Repeat each line exactly as it is written.
** Start Source material **
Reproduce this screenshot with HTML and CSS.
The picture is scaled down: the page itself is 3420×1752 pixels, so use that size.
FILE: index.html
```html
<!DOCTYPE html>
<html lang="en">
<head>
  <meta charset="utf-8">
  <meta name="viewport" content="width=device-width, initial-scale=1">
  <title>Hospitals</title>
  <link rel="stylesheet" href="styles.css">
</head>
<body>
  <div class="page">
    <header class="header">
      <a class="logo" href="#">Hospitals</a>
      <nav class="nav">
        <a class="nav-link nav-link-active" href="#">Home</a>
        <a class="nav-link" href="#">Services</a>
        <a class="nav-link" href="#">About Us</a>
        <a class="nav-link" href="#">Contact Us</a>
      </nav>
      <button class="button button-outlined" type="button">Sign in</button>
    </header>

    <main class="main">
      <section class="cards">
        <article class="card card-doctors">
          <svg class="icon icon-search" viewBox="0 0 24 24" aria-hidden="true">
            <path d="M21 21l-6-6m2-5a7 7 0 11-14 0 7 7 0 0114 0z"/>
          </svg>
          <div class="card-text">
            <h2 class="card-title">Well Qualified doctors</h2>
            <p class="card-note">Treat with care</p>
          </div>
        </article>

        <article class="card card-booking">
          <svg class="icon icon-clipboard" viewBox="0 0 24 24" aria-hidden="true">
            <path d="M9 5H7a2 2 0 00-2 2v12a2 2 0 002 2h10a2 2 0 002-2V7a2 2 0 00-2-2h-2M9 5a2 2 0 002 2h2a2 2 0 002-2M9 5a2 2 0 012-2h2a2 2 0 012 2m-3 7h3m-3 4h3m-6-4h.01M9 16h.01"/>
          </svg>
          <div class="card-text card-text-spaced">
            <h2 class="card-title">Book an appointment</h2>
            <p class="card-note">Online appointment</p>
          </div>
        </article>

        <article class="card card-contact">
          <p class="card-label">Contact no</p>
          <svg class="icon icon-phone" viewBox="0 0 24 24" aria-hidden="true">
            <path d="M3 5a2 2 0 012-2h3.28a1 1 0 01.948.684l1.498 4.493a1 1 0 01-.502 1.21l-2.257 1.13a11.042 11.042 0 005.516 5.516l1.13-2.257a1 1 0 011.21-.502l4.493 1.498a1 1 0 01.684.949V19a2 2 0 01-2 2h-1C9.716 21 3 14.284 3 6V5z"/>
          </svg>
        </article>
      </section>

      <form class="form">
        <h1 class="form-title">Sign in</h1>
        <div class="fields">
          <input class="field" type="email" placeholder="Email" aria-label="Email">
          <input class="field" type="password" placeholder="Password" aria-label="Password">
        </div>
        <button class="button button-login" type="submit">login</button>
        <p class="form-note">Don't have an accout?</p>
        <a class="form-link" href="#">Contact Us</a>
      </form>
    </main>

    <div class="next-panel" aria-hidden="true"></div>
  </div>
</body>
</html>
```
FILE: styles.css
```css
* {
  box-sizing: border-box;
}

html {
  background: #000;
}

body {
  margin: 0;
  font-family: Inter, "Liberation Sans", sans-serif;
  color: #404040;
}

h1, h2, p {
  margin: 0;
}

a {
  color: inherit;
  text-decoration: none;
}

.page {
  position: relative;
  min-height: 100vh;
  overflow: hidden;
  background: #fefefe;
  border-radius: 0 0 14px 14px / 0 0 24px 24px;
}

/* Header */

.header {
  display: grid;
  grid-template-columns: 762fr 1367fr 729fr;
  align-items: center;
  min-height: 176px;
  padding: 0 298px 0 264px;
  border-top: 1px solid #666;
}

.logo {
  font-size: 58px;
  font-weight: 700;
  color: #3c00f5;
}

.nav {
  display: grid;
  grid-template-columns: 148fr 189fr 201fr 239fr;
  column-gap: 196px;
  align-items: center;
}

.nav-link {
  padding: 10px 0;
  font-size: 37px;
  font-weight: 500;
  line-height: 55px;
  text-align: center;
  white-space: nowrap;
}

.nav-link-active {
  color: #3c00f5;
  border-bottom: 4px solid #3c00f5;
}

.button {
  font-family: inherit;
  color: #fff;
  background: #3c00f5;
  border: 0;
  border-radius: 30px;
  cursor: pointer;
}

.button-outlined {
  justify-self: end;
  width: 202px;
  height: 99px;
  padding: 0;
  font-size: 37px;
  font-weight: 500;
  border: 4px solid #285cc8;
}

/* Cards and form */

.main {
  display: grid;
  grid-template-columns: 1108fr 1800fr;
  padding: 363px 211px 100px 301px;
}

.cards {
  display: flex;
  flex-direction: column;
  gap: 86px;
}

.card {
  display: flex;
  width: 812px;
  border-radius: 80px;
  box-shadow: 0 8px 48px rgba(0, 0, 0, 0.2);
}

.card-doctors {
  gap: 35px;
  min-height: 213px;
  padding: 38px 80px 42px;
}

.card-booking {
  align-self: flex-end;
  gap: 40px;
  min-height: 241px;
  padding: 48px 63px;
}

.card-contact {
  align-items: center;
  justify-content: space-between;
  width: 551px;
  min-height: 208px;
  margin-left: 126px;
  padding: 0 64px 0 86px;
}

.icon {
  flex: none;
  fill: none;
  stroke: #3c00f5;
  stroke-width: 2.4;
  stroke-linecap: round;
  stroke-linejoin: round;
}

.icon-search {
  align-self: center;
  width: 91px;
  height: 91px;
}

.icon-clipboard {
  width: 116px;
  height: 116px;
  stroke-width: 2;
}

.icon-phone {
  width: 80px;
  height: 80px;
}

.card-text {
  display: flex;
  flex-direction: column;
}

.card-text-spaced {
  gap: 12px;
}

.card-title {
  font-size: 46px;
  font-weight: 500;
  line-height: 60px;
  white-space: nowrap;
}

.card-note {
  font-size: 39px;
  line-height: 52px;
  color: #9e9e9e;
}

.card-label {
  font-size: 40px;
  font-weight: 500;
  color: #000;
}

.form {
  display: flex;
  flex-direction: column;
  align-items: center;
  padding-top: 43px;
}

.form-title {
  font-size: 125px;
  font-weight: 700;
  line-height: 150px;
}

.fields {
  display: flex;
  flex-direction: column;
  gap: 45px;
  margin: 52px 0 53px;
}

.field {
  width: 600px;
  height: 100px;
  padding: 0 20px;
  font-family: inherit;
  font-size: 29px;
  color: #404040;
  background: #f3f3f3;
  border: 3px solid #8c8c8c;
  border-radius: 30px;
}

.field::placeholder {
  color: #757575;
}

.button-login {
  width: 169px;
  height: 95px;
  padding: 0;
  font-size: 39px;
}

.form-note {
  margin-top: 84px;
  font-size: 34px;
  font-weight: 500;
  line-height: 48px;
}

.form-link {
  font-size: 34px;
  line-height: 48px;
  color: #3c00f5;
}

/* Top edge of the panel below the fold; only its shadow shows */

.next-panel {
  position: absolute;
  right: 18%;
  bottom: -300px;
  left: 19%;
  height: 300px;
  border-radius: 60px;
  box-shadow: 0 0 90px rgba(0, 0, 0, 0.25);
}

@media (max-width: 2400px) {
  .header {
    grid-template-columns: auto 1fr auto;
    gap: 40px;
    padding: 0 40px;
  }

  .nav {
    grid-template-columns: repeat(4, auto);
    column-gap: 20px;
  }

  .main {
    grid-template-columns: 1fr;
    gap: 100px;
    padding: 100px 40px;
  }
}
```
** End Source material **
| Final answer |
Reproduce this screenshot with HTML and CSS.
The picture is scaled down: the page itself is 3420×1752 pixels, so use that size.
FILE: index.html
```html
<!DOCTYPE html>
<html lang="en">
<head>
  <meta charset="utf-8">
  <meta name="viewport" content="width=device-width, initial-scale=1">
  <title>Hospitals</title>
  <link rel="stylesheet" href="styles.css">
</head>
<body>
  <div class="page">
    <header class="header">
      <a class="logo" href="#">Hospitals</a>
      <nav class="nav">
        <a class="nav-link nav-link-active" href="#">Home</a>
        <a class="nav-link" href="#">Services</a>
        <a class="nav-link" href="#">About Us</a>
        <a class="nav-link" href="#">Contact Us</a>
      </nav>
      <button class="button button-outlined" type="button">Sign in</button>
    </header>

    <main class="main">
      <section class="cards">
        <article class="card card-doctors">
          <svg class="icon icon-search" viewBox="0 0 24 24" aria-hidden="true">
            <path d="M21 21l-6-6m2-5a7 7 0 11-14 0 7 7 0 0114 0z"/>
          </svg>
          <div class="card-text">
            <h2 class="card-title">Well Qualified doctors</h2>
            <p class="card-note">Treat with care</p>
          </div>
        </article>

        <article class="card card-booking">
          <svg class="icon icon-clipboard" viewBox="0 0 24 24" aria-hidden="true">
            <path d="M9 5H7a2 2 0 00-2 2v12a2 2 0 002 2h10a2 2 0 002-2V7a2 2 0 00-2-2h-2M9 5a2 2 0 002 2h2a2 2 0 002-2M9 5a2 2 0 012-2h2a2 2 0 012 2m-3 7h3m-3 4h3m-6-4h.01M9 16h.01"/>
          </svg>
          <div class="card-text card-text-spaced">
            <h2 class="card-title">Book an appointment</h2>
            <p class="card-note">Online appointment</p>
          </div>
        </article>

        <article class="card card-contact">
          <p class="card-label">Contact no</p>
          <svg class="icon icon-phone" viewBox="0 0 24 24" aria-hidden="true">
            <path d="M3 5a2 2 0 012-2h3.28a1 1 0 01.948.684l1.498 4.493a1 1 0 01-.502 1.21l-2.257 1.13a11.042 11.042 0 005.516 5.516l1.13-2.257a1 1 0 011.21-.502l4.493 1.498a1 1 0 01.684.949V19a2 2 0 01-2 2h-1C9.716 21 3 14.284 3 6V5z"/>
          </svg>
        </article>
      </section>

      <form class="form">
        <h1 class="form-title">Sign in</h1>
        <div class="fields">
          <input class="field" type="email" placeholder="Email" aria-label="Email">
          <input class="field" type="password" placeholder="Password" aria-label="Password">
        </div>
        <button class="button button-login" type="submit">login</button>
        <p class="form-note">Don't have an accout?</p>
        <a class="form-link" href="#">Contact Us</a>
      </form>
    </main>

    <div class="next-panel" aria-hidden="true"></div>
  </div>
</body>
</html>
```
FILE: styles.css
```css
* {
  box-sizing: border-box;
}

html {
  background: #000;
}

body {
  margin: 0;
  font-family: Inter, "Liberation Sans", sans-serif;
  color: #404040;
}

h1, h2, p {
  margin: 0;
}

a {
  color: inherit;
  text-decoration: none;
}

.page {
  position: relative;
  min-height: 100vh;
  overflow: hidden;
  background: #fefefe;
  border-radius: 0 0 14px 14px / 0 0 24px 24px;
}

/* Header */

.header {
  display: grid;
  grid-template-columns: 762fr 1367fr 729fr;
  align-items: center;
  min-height: 176px;
  padding: 0 298px 0 264px;
  border-top: 1px solid #666;
}

.logo {
  font-size: 58px;
  font-weight: 700;
  color: #3c00f5;
}

.nav {
  display: grid;
  grid-template-columns: 148fr 189fr 201fr 239fr;
  column-gap: 196px;
  align-items: center;
}

.nav-link {
  padding: 10px 0;
  font-size: 37px;
  font-weight: 500;
  line-height: 55px;
  text-align: center;
  white-space: nowrap;
}

.nav-link-active {
  color: #3c00f5;
  border-bottom: 4px solid #3c00f5;
}

.button {
  font-family: inherit;
  color: #fff;
  background: #3c00f5;
  border: 0;
  border-radius: 30px;
  cursor: pointer;
}

.button-outlined {
  justify-self: end;
  width: 202px;
  height: 99px;
  padding: 0;
  font-size: 37px;
  font-weight: 500;
  border: 4px solid #285cc8;
}

/* Cards and form */

.main {
  display: grid;
  grid-template-columns: 1108fr 1800fr;
  padding: 363px 211px 100px 301px;
}

.cards {
  display: flex;
  flex-direction: column;
  gap: 86px;
}

.card {
  display: flex;
  width: 812px;
  border-radius: 80px;
  box-shadow: 0 8px 48px rgba(0, 0, 0, 0.2);
}

.card-doctors {
  gap: 35px;
  min-height: 213px;
  padding: 38px 80px 42px;
}

.card-booking {
  align-self: flex-end;
  gap: 40px;
  min-height: 241px;
  padding: 48px 63px;
}

.card-contact {
  align-items: center;
  justify-content: space-between;
  width: 551px;
  min-height: 208px;
  margin-left: 126px;
  padding: 0 64px 0 86px;
}

.icon {
  flex: none;
  fill: none;
  stroke: #3c00f5;
  stroke-width: 2.4;
  stroke-linecap: round;
  stroke-linejoin: round;
}

.icon-search {
  align-self: center;
  width: 91px;
  height: 91px;
}

.icon-clipboard {
  width: 116px;
  height: 116px;
  stroke-width: 2;
}

.icon-phone {
  width: 80px;
  height: 80px;
}

.card-text {
  display: flex;
  flex-direction: column;
}

.card-text-spaced {
  gap: 12px;
}

.card-title {
  font-size: 46px;
  font-weight: 500;
  line-height: 60px;
  white-space: nowrap;
}

.card-note {
  font-size: 39px;
  line-height: 52px;
  color: #9e9e9e;
}

.card-label {
  font-size: 40px;
  font-weight: 500;
  color: #000;
}

.form {
  display: flex;
  flex-direction: column;
  align-items: center;
  padding-top: 43px;
}

.form-title {
  font-size: 125px;
  font-weight: 700;
  line-height: 150px;
}

.fields {
  display: flex;
  flex-direction: column;
  gap: 45px;
  margin: 52px 0 53px;
}

.field {
  width: 600px;
  height: 100px;
  padding: 0 20px;
  font-family: inherit;
  font-size: 29px;
  color: #404040;
  background: #f3f3f3;
  border: 3px solid #8c8c8c;
  border-radius: 30px;
}

.field::placeholder {
  color: #757575;
}

.button-login {
  width: 169px;
  height: 95px;
  padding: 0;
  font-size: 39px;
}

.form-note {
  margin-top: 84px;
  font-size: 34px;
  font-weight: 500;
  line-height: 48px;
}

.form-link {
  font-size: 34px;
  line-height: 48px;
  color: #3c00f5;
}

/* Top edge of the panel below the fold; only its shadow shows */

.next-panel {
  position: absolute;
  right: 18%;
  bottom: -300px;
  left: 19%;
  height: 300px;
  border-radius: 60px;
  box-shadow: 0 0 90px rgba(0, 0, 0, 0.25);
}

@media (max-width: 2400px) {
  .header {
    grid-template-columns: auto 1fr auto;
    gap: 40px;
    padding: 0 40px;
  }

  .nav {
    grid-template-columns: repeat(4, auto);
    column-gap: 20px;
  }

  .main {
    grid-template-columns: 1fr;
    gap: 100px;
    padding: 100px 40px;
  }
}
```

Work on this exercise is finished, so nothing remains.